Disposing of the steel wool pad and the silver sludge at home won’t be possible without special equipment. Instead, you can take them to a local household hazardous waste facility. The government handles waste disposal at these facilities and it is usually free.
Check out the “Finding a Waste Treatment Center Nearby” section to find out where and how you can dispose of your darkroom chemicals in a waste treatment center.
How Businesses can Dispose of Darkroom Chemicals
Disposing of darkroom chemicals for free is usually only an option for hobbyists. Businesses such as print shops will be using darkroom chemicals in much higher quantities, so their only option is professional waste disposal.
However, just like it is for hobbyists, businesses will also need to remove the silver from their fixer before disposing of it.
Businesses will be using fixer in much higher quantities, so a steel wool pad will not be able to remove all the silver from the fixer.
Instead, businesses will have to use a silver recovery device. These are devices that separate silver from fixer so the liquid fixer is safe to dispose of.
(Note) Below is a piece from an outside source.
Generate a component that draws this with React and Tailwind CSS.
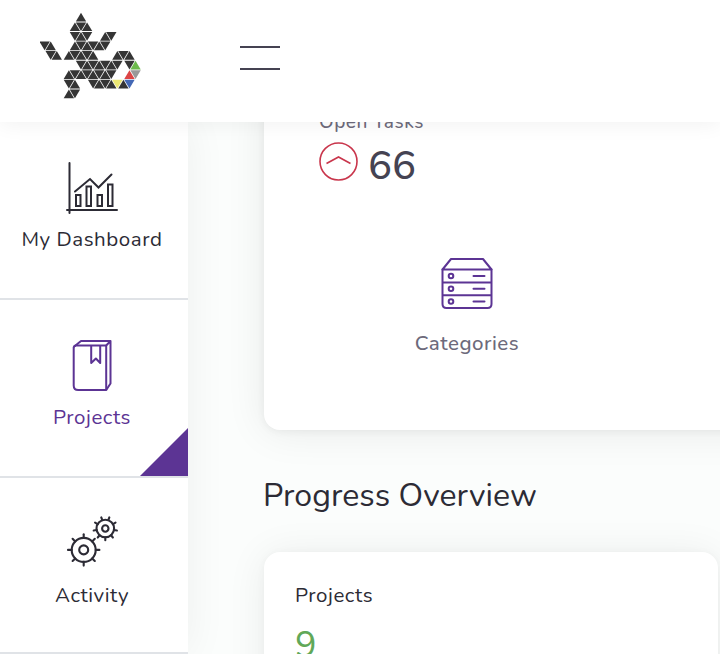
import React from "react";

const UNIT = 6.06;
const ROW = 9.58;

// Triangle cells of the gecko mark: row -> columns, relative to the head.
const GECKO = [
  [0],
  [-1, 0, 1],
  [-1, 0, 1, 4, 5],
  [-6, -5, -1, 0, 1, 2, 3, 4],
  [-5, -4, -2, -1, 0, 1, 2, 6, 7, 8],
  [0, 1, 2, 3, 4, 5, 6, 8, 9],
  [-2, -1, 0, 1, 2, 3, 4, 5, 8, 9],
  [-2, -1, 2, 3, 4, 5, 6, 7, 8],
  [-2, -1],
];

const ACCENTS = {
  "5:9": "#6dbb4c",
  "6:8": "#dc4545",
  "6:9": "#999999",
  "7:6": "#ece873",
  "7:8": "#4468b5",
};

function Logo() {
  return (
    <svg width="104" height="90" viewBox="0 0 104 90" className="ml-[40px] mt-[11px] shrink-0">
      {GECKO.flatMap((cols, r) =>
        cols.map((c) => {
          const x = 41 + c * UNIT;
          const y = 1.8 + r * ROW;
          const up = (r + c) % 2 === 0;
          const points = up
            ? `${x},${y} ${x + 5.2},${y + 8.7} ${x - 5.2},${y + 8.7}`
            : `${x - 5.2},${y} ${x + 5.2},${y} ${x},${y + 8.7}`;
          return <polygon key={`${r}:${c}`} points={points} fill={ACCENTS[`${r}:${c}`] || "#353535"} />;
        })
      )}
    </svg>
  );
}

function ChartIcon() {
  return (
    <svg width="52" height="52" viewBox="0 0 52 52" fill="none" stroke="currentColor" strokeWidth="2" strokeLinecap="round">
      <path d="M3.500 1v50M1 48h50" />
      <path d="M9 29.500 24 17l8.500 8.500L45.500 12.500" />
      <path d="M10 33h4.500v11H10zM20.500 24.500H25V44h-4.500zM31.500 33H36v11h-4.500zM42 22.500h4.500V44H42z" />
    </svg>
  );
}

function BookIcon() {
  return (
    <svg width="52" height="52" viewBox="0 0 52 52" fill="none" stroke="currentColor" strokeWidth="2" strokeLinejoin="round">
      <path d="M7.700 7v38.500q0 4.500 4.500 4.500h28V5.500H10.200Q7.700 5.500 7.700 8" />
      <path d="M8.200 6.500 15 1h29.500v42.500l-4.300 6.500M40.200 5.500 44.500 1M25.200 6v17l4.700-4.500 4.300 4.500V6" />
    </svg>
  );
}

function Gear({ x, y, outer, inner, teeth, reach, offset = 0 }) {
  return (
    <g transform={`translate(${x} ${y})`}>
      <circle r={outer} />
      <circle r={inner} />
      {Array.from({ length: teeth }, (_, i) => (
        <path key={i} d={`M0 ${-outer}V${-reach}`} transform={`rotate(${offset + (i * 360) / teeth})`} />
      ))}
    </g>
  );
}

function GearsIcon() {
  return (
    <svg width="52" height="52" viewBox="0 0 52 52" fill="none" stroke="currentColor" strokeWidth="2.100" strokeLinecap="round" className="overflow-visible">
      <Gear x={17.700} y={31.900} outer={12} inner={4.500} teeth={8} reach={15.700} />
      <Gear x={39.300} y={10.500} outer={8.800} inner={3.200} teeth={9} reach={11.800} offset={-20} />
    </svg>
  );
}

function CategoriesIcon() {
  return (
    <svg width="52" height="52" viewBox="0 0 52 52" fill="none" stroke="currentColor" strokeWidth="2" strokeLinejoin="round" strokeLinecap="round" className="text-[#5c3494]">
      <path d="M1.500 11.500 10 1h32L50.500 11.500z" />
      <path d="M1.500 11.500v34.500q0 4 4 4h41q4 0 4-4V11.500M2 24.500h48M2 37.300h48" />
      <circle cx="10" cy="18" r="2.300" />
      <circle cx="10" cy="30.800" r="2.300" />
      <circle cx="10" cy="43.500" r="2.300" />
      <path d="M32.500 18h11M32.500 30.800h11M32.500 43.500h11" />
    </svg>
  );
}

function NavItem({ icon, label, active, last }) {
  return (
    <a
      className={`relative flex shrink-0 flex-col items-center border-b-2 border-[#e0e3e7] pr-1 pt-[40px] ${
        last ? "h-[176px]" : "h-[178px]"
      } ${active ? "text-[#5c3494]" : "text-[#2c2b35]"}`}
    >
      {icon}
      <span className="mt-[10px] whitespace-nowrap text-[20.500px] leading-[30px] tracking-[0.55px]">{label}</span>
      {active && (
        <svg width="48" height="48" viewBox="0 0 48 48" className="absolute bottom-0 right-0">
          <path d="M48 0v48H0z" fill="#5c3494" />
        </svg>
      )}
    </a>
  );
}

export default function App() {
  return (
    <div className="flex h-[654px] w-[720px] flex-col overflow-hidden bg-[#fbfdfc] font-['Nunito','Lato',sans-serif] text-[#2c2b35] antialiased">
      <header className="relative z-20 flex h-[122px] shrink-0 items-start bg-white shadow-[0_2px_20px_rgba(0,0,0,0.06)]">
        <Logo />
        <button aria-label="Menu" className="ml-[96px] mt-[46px] flex w-10 flex-col gap-5">
          <span className="h-0.5 w-full bg-[#454352]" />
          <span className="h-0.5 w-full bg-[#454352]" />
        </button>
      </header>

      <div className="flex min-h-0 flex-1">
        <nav className="relative z-10 flex w-[188px] shrink-0 flex-col bg-white shadow-[0_0_40px_rgba(0,0,0,0.06)]">
          <NavItem icon={<ChartIcon />} label="My Dashboard" />
          <NavItem icon={<BookIcon />} label="Projects" active />
          <NavItem icon={<GearsIcon />} label="Activity" last />
        </nav>

        <main className="flex min-w-0 flex-1 flex-col pl-[76px]">
          <section className="-mt-8 flex h-[340px] w-[600px] shrink-0 flex-col rounded-[16px] bg-white shadow-[0_2px_40px_rgba(0,0,0,0.08),0_1px_8px_rgba(0,0,0,0.06)]">
            <div className="ml-[55px] mt-[17px] text-[19px] font-medium leading-[30px] tracking-[0.5px] text-[#6d6a7b]">Open Tasks</div>
            <div className="-mt-px ml-[55px] flex h-[52px] items-center">
              <svg width="39" height="39" viewBox="0 0 39 39" fill="none" stroke="#c9364c" strokeWidth="1.600" className="mt-[-2px]">
                <circle cx="19.500" cy="19.500" r="18.500" />
                <path d="m7.500 21.500 12-6.500 12 6.500" />
              </svg>
              <span className="ml-[10px] mt-[8px] text-[40px] font-medium leading-[50px] text-[#454352]">66</span>
            </div>
            <div className="flex w-[406px] flex-col items-center pt-[70px]">
              <CategoriesIcon />
              <span className="mt-[18px] text-[20.500px] font-medium leading-[30px] tracking-[0.5px] text-[#6d6a7b]">Categories</span>
            </div>
          </section>

          <h2 className="-ml-px mt-[42px] shrink-0 text-[32px] leading-[48px] tracking-[0.06px]">Progress Overview</h2>

          <section className="mt-[32px] h-[240px] w-[454px] shrink-0 rounded-[16px] bg-white pl-[31px] pt-[28px] shadow-[0_2px_40px_rgba(0,0,0,0.07),0_1px_8px_rgba(0,0,0,0.04)]">
            <div className="text-[20.500px] leading-[30px] tracking-[0.55px]">Projects</div>
            <div className="mt-[8px] text-[36px] leading-[56px] text-[#61a858]">9</div>
          </section>
        </main>
      </div>
    </div>
  );
}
These devices use an electric current to separate the silver from the fixer and come with a tray for storing the silver sludge apart from the liquid fixer.
You can reuse these devices until a sufficient amount of silver sludge has built up in the tray, at which point you can collect the silver sludge and take it to a silver refinery or dispose of it separately at a waste treatment center.
Silver refineries will happily accept this silver sludge at no cost. Trying to sell the silver sludge to refineries is also an option, but is not likely to return much profit due to the cost of refining the sludge.
Now that you have removed the silver from your fixer, you can dispose of your developer, stop bath, and fixer.
One option for businesses is to contact their local waste treatment center and propose an agreement on the treatment of their waste darkroom chemicals.
Due to the high volume of chemicals professional print shops or other such businesses produce, they will most likely have to pay a fee to dispose of their chemical waste at a government-operated facility.
The second option for these businesses is to hire a private waste disposal company.
Private waste disposal companies offer curbside pickup for businesses, so all you’ll need to do is leave out your darkroom chemicals in labeled containers.
They will then pick up these containers and dispose of them, much like how curbside garbage or recycling disposal works.
The third option for such businesses is to contact local landfills and find one that will accept darkroom chemicals.
You can then take your darkroom chemicals to the landfill and dispose of them yourself.
Finding a Waste Treatment Center Nearby
Waste treatment centers are very useful since they make disposing of darkroom chemicals safe, easy, and inexpensive (if not free).
In the US, you will be able to dispose of your darkroom chemicals in Publicly Owned Treatment Works (POTWs), landfills, and other waste disposal sites.
You can find your local waste disposal site by searching up “Environmental Protection Agency household hazardous waste” followed by the name of your state.
This will bring up the Environmental Protection Agency’s (EPA) designated website, where you will be able to find waste disposal sites near you.
Disposing of your darkroom chemicals might sound like a daunting task, but it is much simpler than it sounds.
Now that you’re armed with the knowledge of the proper ways to dispose of your darkroom chemicals—and able to keep yourself and those around you safe from the hazards that come with these chemicals—you’ll be able to develop your photographs in peace.